Ergebnisse aus Dänemark

  • Es wurde festgestellt, dass das Risiko einer schweren psychischen Erkrankung bei der Mutter anstieg, wenn sie die Behandlung mit Antidepressiva während der Schwangerschaft abbrach, aber nicht, wenn sie dies vor der Schwangerschaft tat.
  • Dies ist ein Beispiel für neue Erkenntnisse, die sich in den Richtlinien für Patienten widerspiegeln sollten. In diesem Fall ist es vielleicht verständlich, dass dies noch nicht hinzugefügt wurde, da es sich um eine völlig neue Studie handelt. Es gibt jedoch viele Beispiele für Richtlinien, die erst viel später angepasst wurden.

Antidepressiva in der Schwangerschaft: Das Wichtigste ist, zuerst der Mutter zu helfen

In bestimmten Situationen kann eine pharmakologische Behandlung von Schwangerschaftsdepressionen sehr schwierig sein.

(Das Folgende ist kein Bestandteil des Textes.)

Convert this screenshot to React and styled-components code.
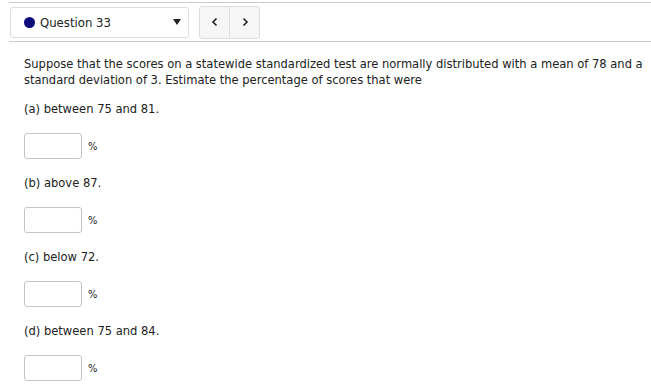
import React from "react";
import styled, { createGlobalStyle } from "styled-components";

const GlobalStyle = createGlobalStyle`
  body {
    margin: 0;
    background: #ffffff;
    font-family: "DejaVu Sans Condensed", "DejaVu Sans", sans-serif;
    color: #222222;
  }
`;

const Page = styled.div`
  width: 651px;
  padding-left: 9px;
  box-sizing: border-box;
`;

const Header = styled.div`
  display: flex;
  align-items: center;
  gap: 10px;
  padding-left: 1px;
  height: 40px;
  margin-top: 2px;
  border-top: 1px solid #cccccc;
  border-bottom: 1px solid #cccccc;
  box-sizing: border-box;
`;

const Picker = styled.div`
  display: flex;
  align-items: center;
  width: 179px;
  height: 31px;
  box-sizing: border-box;
  border: 1px solid #dddddd;
  border-radius: 3px;
  padding: 0 7px 0 13px;
  font-size: 13px;
`;

const Dot = styled.span`
  width: 11px;
  height: 11px;
  border-radius: 50%;
  background: #0b0b7a;
  margin-right: 5px;
`;

const Caret = styled.span`
  margin-left: auto;
  width: 0;
  height: 0;
  border-left: 4px solid transparent;
  border-right: 4px solid transparent;
  border-top: 6px solid #222222;
`;

const NavGroup = styled.div`
  display: flex;
  height: 31px;
  border: 1px solid #dddddd;
  border-radius: 3px;
  background: #f6f6f6;
  overflow: hidden;
`;

const NavButton = styled.div`
  width: 29px;
  display: flex;
  align-items: center;
  justify-content: center;
  color: #333333;
  & + & {
    border-left: 1px solid #dddddd;
  }
`;

const Body = styled.div`
  padding: 14px 0 0 15px;
  font-size: 12.8px;
`;

const Prompt = styled.p`
  margin: 0;
  line-height: 16px;
`;

const Part = styled.div`
  margin-top: 16px;
  &:first-of-type {
    margin-top: 13px;
  }
`;

const PartLabel = styled.div`
  line-height: 16px;
`;

const AnswerRow = styled.div`
  display: flex;
  align-items: center;
  gap: 6px;
  margin-top: 16px;
  height: 26px;
`;

const AnswerBox = styled.div`
  width: 58px;
  height: 26px;
  box-sizing: border-box;
  border: 1px solid #c4c4c4;
  border-radius: 3px;
`;

const Unit = styled.span`
  font-size: 11px;
`;

const Chevron = ({ dir }) => (
  <svg width="8" height="10" viewBox="0 0 8 10">
    <path
      d={dir === "left" ? "M5.5 1.5 L2 5 L5.5 8.5" : "M2.5 1.5 L6 5 L2.5 8.5"}
      fill="none"
      stroke="#222"
      strokeWidth="1.6"
    />
  </svg>
);

const parts = [
  "(a) between 75 and 81.",
  "(b) above 87.",
  "(c) below 72.",
  "(d) between 75 and 84.",
];

export default function App() {
  return (
    <Page>
      <GlobalStyle />
      <Header>
        <Picker>
          <Dot />
          Question 33
          <Caret />
        </Picker>
        <NavGroup>
          <NavButton>
            <Chevron dir="left" />
          </NavButton>
          <NavButton>
            <Chevron dir="right" />
          </NavButton>
        </NavGroup>
      </Header>
      <Body>
        <Prompt>
          Suppose that the scores on a statewide standardized test are normally
          distributed with a mean of 78 and a standard deviation of 3. Estimate
          the percentage of scores that were
        </Prompt>
        {parts.map((p) => (
          <Part key={p}>
            <PartLabel>{p}</PartLabel>
            <AnswerRow>
              <AnswerBox />
              <Unit>%</Unit>
            </AnswerRow>
          </Part>
        ))}
      </Body>
    </Page>
  );
}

Aus Angst vor einer Schädigung des Fötus und auf ärztlichen Rat hin kann die Mutter die Medikation ändern, die Dosis reduzieren oder absetzen.

Es ist nichts Falsches daran, sich um das Kind zu kümmern, aber es gibt einen Grund, warum die Mutter Antidepressiva genommen hat, und dieser Grund verschwindet in der Schwangerschaft nicht, die Symptome können sich sogar verschlimmern. In Bezug auf perinatale Depressionen ist dem Kind oft mehr geholfen, wenn zuerst die Mutter Hilfe bekommt.

Neue Wege, um der Mutter zu helfen

Trotz vieler interdisziplinärer Forschungen gibt es immer noch keine abgestimmten länderübergreifenden Richtlinien, sagt die Forscherin Angela Lupattelli vom Fachbereich Pharmazie an der Universität Oslo. Lupattelli ist einer von drei norwegischen Teilnehmern an der COST-AKTION Riseup-PPD, einer großen, von der EU finanzierten Initiative zur Erforschung und Sammlung von Erkenntnissen über das, was Forscher als perinatale Depression bezeichnen.

Die Forscher werden auch neue pharmakologische Formulierungen untersuchen, bei denen die Ergebnisse derzeit uneinheitlich sind. Lichttherapie, Omega-3-Fettsäuren, Elektrotherapie und Magnettherapie gehören zu den Lösungen, die am meisten untersucht werden. Andererseits werden die Anstrengungen in der Präventionspolitik verdoppelt, um die Zahl der Fälle zu verringern, die ein pharmakologisches Eingreifen erfordern.

Die Forschungsarbeiten der COST-AKTION Riseup-PPD begannen 2019 und werden 2023 abgeschlossen sein. Die Forscher hoffen, ein klares Verständnis der perinatalen Depression als Grundlage für Richtlinien in verschiedenen Ländern zu erhalten. Die Stärke der Studie ist, dass sie Frauen einbezogen hat, die eine solche Depression erlebt haben. Indem sie ihre Erfahrungen teilen, können sie wichtige Anpassungen auf dem Weg vornehmen.